(Exercise requirements): Reproduce the listing below character for character; drop every image.

= = = =

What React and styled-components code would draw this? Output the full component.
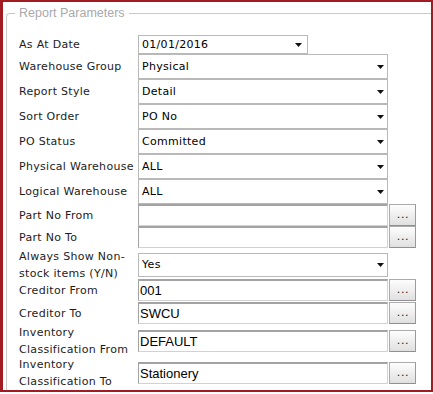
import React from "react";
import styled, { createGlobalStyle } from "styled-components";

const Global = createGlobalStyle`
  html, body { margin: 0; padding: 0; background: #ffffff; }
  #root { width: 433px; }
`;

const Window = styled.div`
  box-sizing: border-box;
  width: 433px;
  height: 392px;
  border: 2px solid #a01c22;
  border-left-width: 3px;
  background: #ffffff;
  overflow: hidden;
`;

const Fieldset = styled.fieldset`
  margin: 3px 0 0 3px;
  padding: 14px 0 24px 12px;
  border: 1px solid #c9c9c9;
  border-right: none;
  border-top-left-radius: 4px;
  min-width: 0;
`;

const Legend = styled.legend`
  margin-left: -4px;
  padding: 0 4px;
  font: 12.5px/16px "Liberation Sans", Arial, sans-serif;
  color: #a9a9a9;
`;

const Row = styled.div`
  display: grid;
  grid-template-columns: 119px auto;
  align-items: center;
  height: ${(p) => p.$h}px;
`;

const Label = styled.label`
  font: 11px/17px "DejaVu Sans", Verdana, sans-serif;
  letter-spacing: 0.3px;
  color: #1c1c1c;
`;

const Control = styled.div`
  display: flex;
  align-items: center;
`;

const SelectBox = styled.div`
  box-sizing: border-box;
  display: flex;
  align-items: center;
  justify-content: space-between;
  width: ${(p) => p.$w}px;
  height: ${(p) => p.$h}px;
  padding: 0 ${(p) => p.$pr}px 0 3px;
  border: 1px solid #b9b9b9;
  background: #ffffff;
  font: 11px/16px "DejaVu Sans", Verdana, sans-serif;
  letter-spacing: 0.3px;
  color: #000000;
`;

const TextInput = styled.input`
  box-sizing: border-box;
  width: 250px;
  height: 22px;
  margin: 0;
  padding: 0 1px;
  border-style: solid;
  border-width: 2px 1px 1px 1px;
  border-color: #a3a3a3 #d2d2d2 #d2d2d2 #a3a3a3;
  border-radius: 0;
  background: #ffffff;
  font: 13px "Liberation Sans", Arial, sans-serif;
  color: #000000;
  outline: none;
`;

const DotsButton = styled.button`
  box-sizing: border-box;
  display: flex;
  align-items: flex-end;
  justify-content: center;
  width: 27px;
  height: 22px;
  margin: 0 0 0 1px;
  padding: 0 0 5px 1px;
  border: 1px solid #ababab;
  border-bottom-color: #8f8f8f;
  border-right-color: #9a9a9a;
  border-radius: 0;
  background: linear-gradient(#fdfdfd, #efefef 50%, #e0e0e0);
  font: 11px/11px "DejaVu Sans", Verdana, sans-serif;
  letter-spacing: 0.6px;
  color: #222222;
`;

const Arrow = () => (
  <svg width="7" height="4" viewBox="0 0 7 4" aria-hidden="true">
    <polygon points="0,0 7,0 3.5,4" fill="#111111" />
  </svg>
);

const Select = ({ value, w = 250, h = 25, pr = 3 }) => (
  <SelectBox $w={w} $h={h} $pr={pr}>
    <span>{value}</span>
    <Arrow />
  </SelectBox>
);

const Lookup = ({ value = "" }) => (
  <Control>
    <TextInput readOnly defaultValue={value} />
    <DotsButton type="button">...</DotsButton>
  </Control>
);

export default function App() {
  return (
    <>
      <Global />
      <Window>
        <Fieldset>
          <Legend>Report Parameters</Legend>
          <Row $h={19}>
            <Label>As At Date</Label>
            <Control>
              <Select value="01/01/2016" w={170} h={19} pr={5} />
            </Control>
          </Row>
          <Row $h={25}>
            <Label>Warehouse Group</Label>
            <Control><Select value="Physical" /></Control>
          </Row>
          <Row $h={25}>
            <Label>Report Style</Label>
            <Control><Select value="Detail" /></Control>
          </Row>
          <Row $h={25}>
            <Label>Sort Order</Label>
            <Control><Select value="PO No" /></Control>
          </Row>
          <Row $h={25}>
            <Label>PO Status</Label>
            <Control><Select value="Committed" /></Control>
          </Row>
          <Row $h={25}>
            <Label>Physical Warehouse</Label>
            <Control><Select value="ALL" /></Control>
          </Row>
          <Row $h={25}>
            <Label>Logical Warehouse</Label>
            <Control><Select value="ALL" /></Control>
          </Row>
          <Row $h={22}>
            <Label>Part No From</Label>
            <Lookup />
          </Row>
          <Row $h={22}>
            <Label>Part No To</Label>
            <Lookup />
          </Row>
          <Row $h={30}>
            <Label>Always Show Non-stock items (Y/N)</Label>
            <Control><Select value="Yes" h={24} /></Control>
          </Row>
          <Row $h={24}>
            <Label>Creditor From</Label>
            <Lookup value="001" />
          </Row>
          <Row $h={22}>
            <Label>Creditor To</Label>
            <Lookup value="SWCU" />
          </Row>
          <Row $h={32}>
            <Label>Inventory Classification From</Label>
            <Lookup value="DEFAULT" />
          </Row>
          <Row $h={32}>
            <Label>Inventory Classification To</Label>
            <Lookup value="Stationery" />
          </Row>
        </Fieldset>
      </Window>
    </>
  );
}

= = = =

(Response to this task):
What React and styled-components code would draw this? Output the full component.
import React from "react";
import styled, { createGlobalStyle } from "styled-components";

const Global = createGlobalStyle`
  html, body { margin: 0; padding: 0; background: #ffffff; }
  #root { width: 433px; }
`;

const Window = styled.div`
  box-sizing: border-box;
  width: 433px;
  height: 392px;
  border: 2px solid #a01c22;
  border-left-width: 3px;
  background: #ffffff;
  overflow: hidden;
`;

const Fieldset = styled.fieldset`
  margin: 3px 0 0 3px;
  padding: 14px 0 24px 12px;
  border: 1px solid #c9c9c9;
  border-right: none;
  border-top-left-radius: 4px;
  min-width: 0;
`;

const Legend = styled.legend`
  margin-left: -4px;
  padding: 0 4px;
  font: 12.5px/16px "Liberation Sans", Arial, sans-serif;
  color: #a9a9a9;
`;

const Row = styled.div`
  display: grid;
  grid-template-columns: 119px auto;
  align-items: center;
  height: ${(p) => p.$h}px;
`;

const Label = styled.label`
  font: 11px/17px "DejaVu Sans", Verdana, sans-serif;
  letter-spacing: 0.3px;
  color: #1c1c1c;
`;

const Control = styled.div`
  display: flex;
  align-items: center;
`;

const SelectBox = styled.div`
  box-sizing: border-box;
  display: flex;
  align-items: center;
  justify-content: space-between;
  width: ${(p) => p.$w}px;
  height: ${(p) => p.$h}px;
  padding: 0 ${(p) => p.$pr}px 0 3px;
  border: 1px solid #b9b9b9;
  background: #ffffff;
  font: 11px/16px "DejaVu Sans", Verdana, sans-serif;
  letter-spacing: 0.3px;
  color: #000000;
`;

const TextInput = styled.input`
  box-sizing: border-box;
  width: 250px;
  height: 22px;
  margin: 0;
  padding: 0 1px;
  border-style: solid;
  border-width: 2px 1px 1px 1px;
  border-color: #a3a3a3 #d2d2d2 #d2d2d2 #a3a3a3;
  border-radius: 0;
  background: #ffffff;
  font: 13px "Liberation Sans", Arial, sans-serif;
  color: #000000;
  outline: none;
`;

const DotsButton = styled.button`
  box-sizing: border-box;
  display: flex;
  align-items: flex-end;
  justify-content: center;
  width: 27px;
  height: 22px;
  margin: 0 0 0 1px;
  padding: 0 0 5px 1px;
  border: 1px solid #ababab;
  border-bottom-color: #8f8f8f;
  border-right-color: #9a9a9a;
  border-radius: 0;
  background: linear-gradient(#fdfdfd, #efefef 50%, #e0e0e0);
  font: 11px/11px "DejaVu Sans", Verdana, sans-serif;
  letter-spacing: 0.6px;
  color: #222222;
`;

const Arrow = () => (
  <svg width="7" height="4" viewBox="0 0 7 4" aria-hidden="true">
    <polygon points="0,0 7,0 3.5,4" fill="#111111" />
  </svg>
);

const Select = ({ value, w = 250, h = 25, pr = 3 }) => (
  <SelectBox $w={w} $h={h} $pr={pr}>
    <span>{value}</span>
    <Arrow />
  </SelectBox>
);

const Lookup = ({ value = "" }) => (
  <Control>
    <TextInput readOnly defaultValue={value} />
    <DotsButton type="button">...</DotsButton>
  </Control>
);

export default function App() {
  return (
    <>
      <Global />
      <Window>
        <Fieldset>
          <Legend>Report Parameters</Legend>
          <Row $h={19}>
            <Label>As At Date</Label>
            <Control>
              <Select value="01/01/2016" w={170} h={19} pr={5} />
            </Control>
          </Row>
          <Row $h={25}>
            <Label>Warehouse Group</Label>
            <Control><Select value="Physical" /></Control>
          </Row>
          <Row $h={25}>
            <Label>Report Style</Label>
            <Control><Select value="Detail" /></Control>
          </Row>
          <Row $h={25}>
            <Label>Sort Order</Label>
            <Control><Select value="PO No" /></Control>
          </Row>
          <Row $h={25}>
            <Label>PO Status</Label>
            <Control><Select value="Committed" /></Control>
          </Row>
          <Row $h={25}>
            <Label>Physical Warehouse</Label>
            <Control><Select value="ALL" /></Control>
          </Row>
          <Row $h={25}>
            <Label>Logical Warehouse</Label>
            <Control><Select value="ALL" /></Control>
          </Row>
          <Row $h={22}>
            <Label>Part No From</Label>
            <Lookup />
          </Row>
          <Row $h={22}>
            <Label>Part No To</Label>
            <Lookup />
          </Row>
          <Row $h={30}>
            <Label>Always Show Non-stock items (Y/N)</Label>
            <Control><Select value="Yes" h={24} /></Control>
          </Row>
          <Row $h={24}>
            <Label>Creditor From</Label>
            <Lookup value="001" />
          </Row>
          <Row $h={22}>
            <Label>Creditor To</Label>
            <Lookup value="SWCU" />
          </Row>
          <Row $h={32}>
            <Label>Inventory Classification From</Label>
            <Lookup value="DEFAULT" />
          </Row>
          <Row $h={32}>
            <Label>Inventory Classification To</Label>
            <Lookup value="Stationery" />
          </Row>
        </Fieldset>
      </Window>
    </>
  );
}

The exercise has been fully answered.